Over a four-day sting beginning last Thursday, the Oklahoma City Police Department's IMPACT unit arrested 34 men on complaints of engaging in public lewdness. The police arrived at Lake Hefner's Hobie Point after a man sailing with his two sons called police saying he saw two men engaging in a public sex act. Within two hours, reports say, police set up operations at Hobie Point and arrested nearly three dozen men over the course of four days.
Among those arrested were a former Piedmont city councilman and an employee of the Oklahoma County Sheriff's Office, who was fired after his arrest. The men were arrested on municipal complaints and fined a joint total of $43,000. They will not be criminally charged in state court, although violating the state's public decency statutes is a misdemeanor offense punishable by a maximum of one year in county jail if prosecuted by the District Attorney's Office.
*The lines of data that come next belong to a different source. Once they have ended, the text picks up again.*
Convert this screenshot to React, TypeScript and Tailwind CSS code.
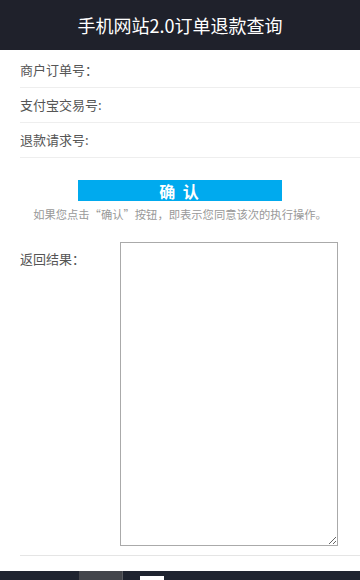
export default function App() {
  const font = { fontFamily: '"Microsoft YaHei", "Noto Sans CJK SC", "Liberation Sans", sans-serif' };
  const rows = ["商户订单号：", "支付宝交易号:", "退款请求号:"];

  return (
    <div className="w-[360px] h-[580px] bg-white flex flex-col overflow-hidden" style={font}>
      <header className="h-[50px] shrink-0 bg-[#1f212b] flex items-center justify-center">
        <h1 className="text-white text-[18px]">手机网站2.0订单退款查询</h1>
      </header>

      <div className="pl-5 pt-[3px]">
        {rows.map((label) => (
          <div key={label} className="h-[35px] flex items-center border-b border-[#eeeeee] text-[13px] text-[#555]">
            {label}
          </div>
        ))}
      </div>

      <div className="flex flex-col items-center pt-[22px]">
        <button className="w-[204px] h-[21px] bg-[#00aaee] text-white text-[16px] font-bold leading-none tracking-[2px]">
          确 认
        </button>
        <p className="mt-[5px] text-[11.3px] text-[#999]">如果您点击“确认”按钮，即表示您同意该次的执行操作。</p>
      </div>

      <div className="ml-5 mt-[19px] flex border-b border-[#e5e5e5] pb-[9px]">
        <span className="w-[100px] pt-[7px] text-[13px] text-[#555]">返回结果：</span>
        <textarea className="w-[218px] h-[304px] border border-[#aaa] resize" />
      </div>

      <div className="mt-auto h-[9px] bg-[#1f2430] flex">
        <div className="w-[79px]" />
        <div className="w-[44px] bg-[#44464c] border-r border-[#5a5c62]" />
        <div className="ml-[17px] mt-[5px] w-[24px] h-[4px] bg-white" />
      </div>
    </div>
  );
}
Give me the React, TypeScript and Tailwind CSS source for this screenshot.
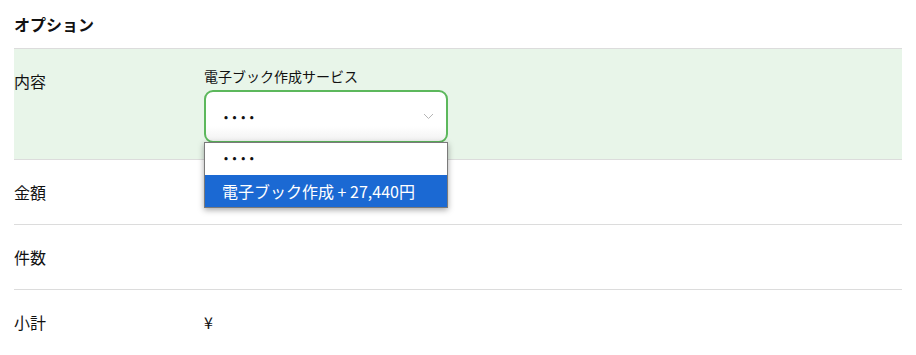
import React from "react";

const font = { fontFamily: '"Noto Sans CJK JP", "Noto Sans", sans-serif' };

function Row({ label, children, className = "" }: { label: string; children?: React.ReactNode; className?: string }) {
  return (
    <div className={`flex border-b border-[#dcdcdc] ${className}`}>
      <div className="w-[190px] shrink-0 text-[16px] leading-[22px] text-[#111]">{label}</div>
      <div className="flex-1 text-[16px] leading-[22px] text-[#111]">{children}</div>
    </div>
  );
}

export default function App() {
  return (
    <div className="min-h-[355px] w-[916px] bg-white px-[14px] pt-[12px]" style={font}>
      <h2 className="text-[16px] font-bold leading-[24px] text-[#111]">オプション</h2>
      <div className="mt-[12px] border-t border-[#dcdcdc]">
        <div className="flex border-b border-[#dcdcdc] bg-[#e8f5e9] pb-[16px] pt-[21px]">
          <div className="w-[190px] shrink-0 text-[16px] leading-[22px] text-[#111]">内容</div>
          <div className="flex-1">
            <div className="-mt-[3px] text-[14px] leading-[18px] text-[#111]">電子ブック作成サービス</div>
            <div className="relative mt-[5px] w-[244px]">
              <div className="flex h-[53px] items-center justify-between rounded-[9px] border-2 border-[#5cb85c] bg-gradient-to-b from-white from-70% to-[#f2f2f2] pl-[15px] pr-[12px]">
                <span className="text-[17px] font-bold tracking-[-1.5px] text-[#111]">····</span>
                <svg width="11" height="7" viewBox="0 0 11 7" fill="none">
                  <path d="M1 1l4.5 4.5L10 1" stroke="#b5b5b5" strokeWidth="1" />
                </svg>
              </div>
              <div className="absolute left-0 top-[52px] z-10 w-[244px] border border-[#7a7a7a] bg-white shadow-[0_2px_6px_rgba(0,0,0,0.35)]">
                <div className="h-[32px] pl-[16px] text-[17px] font-bold leading-[30px] tracking-[-1.5px] text-[#111]">····</div>
                <div className="h-[32px] bg-[#1b69d3] pl-[17px] text-[16px] leading-[32px] text-white">電子ブック作成 + 27,440円</div>
              </div>
            </div>
          </div>
        </div>
        <Row label="金額" className="py-[21px]" />
        <Row label="件数" className="py-[21px]" />
        <div className="flex py-[21px]">
          <div className="w-[190px] shrink-0 text-[16px] leading-[22px] text-[#111]">小計</div>
          <div className="flex-1 text-[16px] leading-[22px] text-[#111]">¥</div>
        </div>
      </div>
    </div>
  );
}
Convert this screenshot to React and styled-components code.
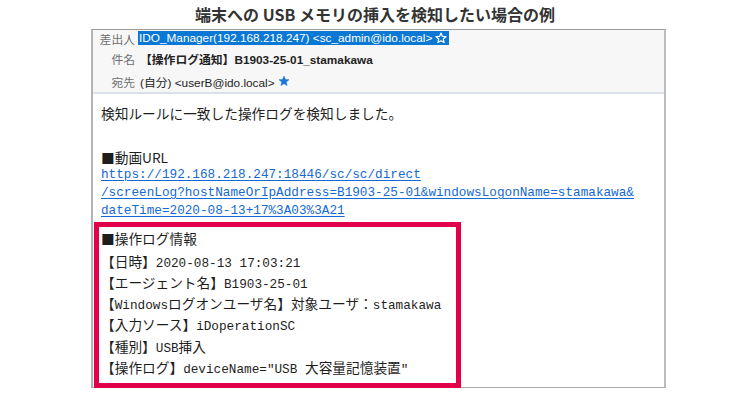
import React from "react";
import styled, { createGlobalStyle } from "styled-components";

const Global = createGlobalStyle`
  html, body { margin: 0; padding: 0; background: #ffffff; }
  body { font-family: "Noto Sans CJK JP", sans-serif; color: #222; }
`;

const Page = styled.div`
  width: 750px;
  height: 398px;
  overflow: hidden;
`;

const Title = styled.h1`
  margin: 0;
  height: 29px;
  line-height: 29px;
  text-align: center;
  font-size: 16px;
  font-weight: 700;
  color: #333;
  font-family: "Noto Sans CJK JP", sans-serif;
`;

const Frame = styled.div`
  margin-left: 91px;
  width: 575px;
  box-sizing: border-box;
  border-top: 1px solid #9c9c9c;
  border-left: 2px solid #b4b4b4;
  border-right: 2px solid #bdbdbd;
  border-bottom: 1px solid #a8a8a8;
`;

const Header = styled.div`
  background: #f7f7f7;
  border-bottom: 2px solid #dbe1e9;
  display: grid;
  grid-template-columns: 42px 1fr;
  column-gap: 5px;
  font-family: "Liberation Sans", "Noto Sans CJK JP", sans-serif;
  font-size: 11.8px;
`;

const Label = styled.div`
  height: ${(p) => p.$h}px;
  display: flex;
  align-items: center;
  justify-content: flex-end;
  color: #6f6f6f;
`;

const Value = styled.div`
  height: ${(p) => p.$h}px;
  display: flex;
  align-items: center;
  gap: 3px;
  color: #222;
  font-weight: ${(p) => (p.$bold ? 700 : 400)};
`;

const Selected = styled.span`
  display: inline-flex;
  align-items: center;
  gap: 3px;
  height: 14px;
  line-height: 14px;
  padding: 0 2px 0 1px;
  margin-left: -2px;
  background: #0a78d4;
  color: #fff;
`;

const Body = styled.div`
  padding: 8px 0 0 8px;
  font-size: 13.7px;
  color: #1e1e1e;
`;

const Para = styled.p`
  margin: 0 0 ${(p) => p.$mb || 0}px 0;
  line-height: ${(p) => p.$lh || 22}px;
  height: ${(p) => p.$lh || 22}px;
`;

const Link = styled.a`
  display: block;
  font-family: "Liberation Mono", monospace;
  font-size: 12.7px;
  line-height: 18px;
  color: #1469d2;
  text-decoration: underline;
  text-underline-offset: 2px;
  margin-bottom: 2px;
`;

const Box = styled.div`
  margin-left: -7px;
  width: 367px;
  box-sizing: border-box;
  border: 5px solid #e3004b;
  padding: 1px 0 0 2px;
  height: 166px;
  margin-bottom: -1px;
`;

const BoxHead = styled.div`
  height: 21px;
  line-height: 21px;
  margin-bottom: 1.5px;
`;

const BoxLine = styled.div`
  height: 21.3px;
  line-height: 21.3px;
  white-space: nowrap;
`;

const Code = styled.span`
  font-family: "Liberation Mono", monospace;
  font-size: 12.7px;
  line-height: 1;
`;

const Star = ({ filled, color }) => (
  <svg width="12" height="12" viewBox="0 0 24 24" aria-hidden="true">
    <path
      d="M12 2.2l2.9 6.6 7.1.6-5.4 4.7 1.6 7-6.2-3.7-6.2 3.7 1.6-7L2 9.4l7.1-.6z"
      fill={filled ? color : "none"}
      stroke={color}
      strokeWidth={filled ? 1 : 2.4}
      strokeLinejoin="round"
    />
  </svg>
);

export default function App() {
  return (
    <Page>
      <Global />
      <Title>端末への USB メモリの挿入を検知したい場合の例</Title>
      <Frame>
        <Header>
          <Label $h={16}>差出人</Label>
          <Value $h={16}>
            <Selected>
              IDO_Manager(192.168.218.247) &lt;sc_admin@ido.local&gt;
              <Star color="#ffffff" />
            </Selected>
          </Value>
          <Label $h={24}>件名</Label>
          <Value $h={24} $bold>【操作ログ通知】B1903-25-01_stamakawa</Value>
          <Label $h={22}>宛先</Label>
          <Value $h={22}>
            (自分) &lt;userB@ido.local&gt;
            <Star filled color="#1976d8" />
          </Value>
        </Header>
        <Body>
          <Para $mb={24}>検知ルールに一致した操作ログを検知しました。</Para>
          <Para $lh={18}>■動画URL</Para>
          <Link href="#">
            https://192.168.218.247:18446/sc/sc/direct
            <br />
            /screenLog?hostNameOrIpAddress=B1903-25-01&amp;windowsLogonName=stamakawa&amp;
            <br />
            dateTime=2020-08-13+17%3A03%3A21
          </Link>
          <Box>
            <BoxHead>■操作ログ情報</BoxHead>
            <BoxLine>【日時】<Code>2020-08-13 17:03:21</Code></BoxLine>
            <BoxLine>【エージェント名】<Code>B1903-25-01</Code></BoxLine>
            <BoxLine>
              【<Code>Windows</Code>ログオンユーザ名】対象ユーザ：<Code>stamakawa</Code>
            </BoxLine>
            <BoxLine>【入力ソース】<Code>iDoperationSC</Code></BoxLine>
            <BoxLine>【種別】<Code>USB</Code>挿入</BoxLine>
            <BoxLine>
              【操作ログ】<Code>deviceName="USB </Code>大容量記憶装置<Code>"</Code>
            </BoxLine>
          </Box>
        </Body>
      </Frame>
    </Page>
  );
}
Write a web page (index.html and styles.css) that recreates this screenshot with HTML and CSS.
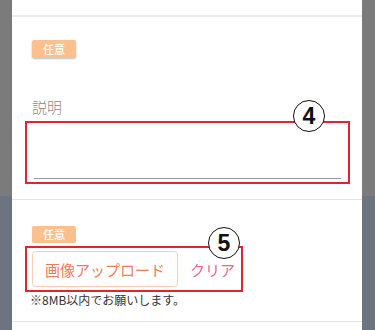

Engaging in public lewdness is not considered a sex crime, and it is defined under the same statute the includes public urination. Oklahoma law defines public indecency under 21 O.S.§ 22:
“Every person who willfully and wrongfully commits any act which grossly injures the person or property of another, or which grossly disturbs the public peace or health, or which openly outrages public decency, including but not limited to urination in a public place, and is injurious to public morals, although no punishment is expressly prescribed therefore by this code, is guilty of a misdemeanor.”
The sting conducted last week and early this week was not the first attempt Oklahoma City police have made to clean up Hobie Point.
In February 2012, police arrested 16 men on public indecency complaints, including a Boy Scout leader, whose membership in the organization was revoked upon his arrest; however, the case against him was eventually dismissed.
In April 2009, police arrested 16 men at Hobie Point on indecent exposure complaints. Unlike outraging public decency, indecent exposure is a felony sex crime punishable by a maximum of 10 years in prison, $20,000 in fines, and lifetime registration as an Oklahoma sex offender. After Oklahoma City police announced those arrests, Sergeant Jennifer Wardlow told reporters, "I can't say whether five years from now whether it will be the same.We are proactive in our approach in trying to eliminate this." More than four years later, it is not the same--the number of arrests in a four-day span have more than doubled.
Lake Hefner park officials assert that Hobie Park is safe for families. However, you just might want to put blinders on the kids if you are in that area.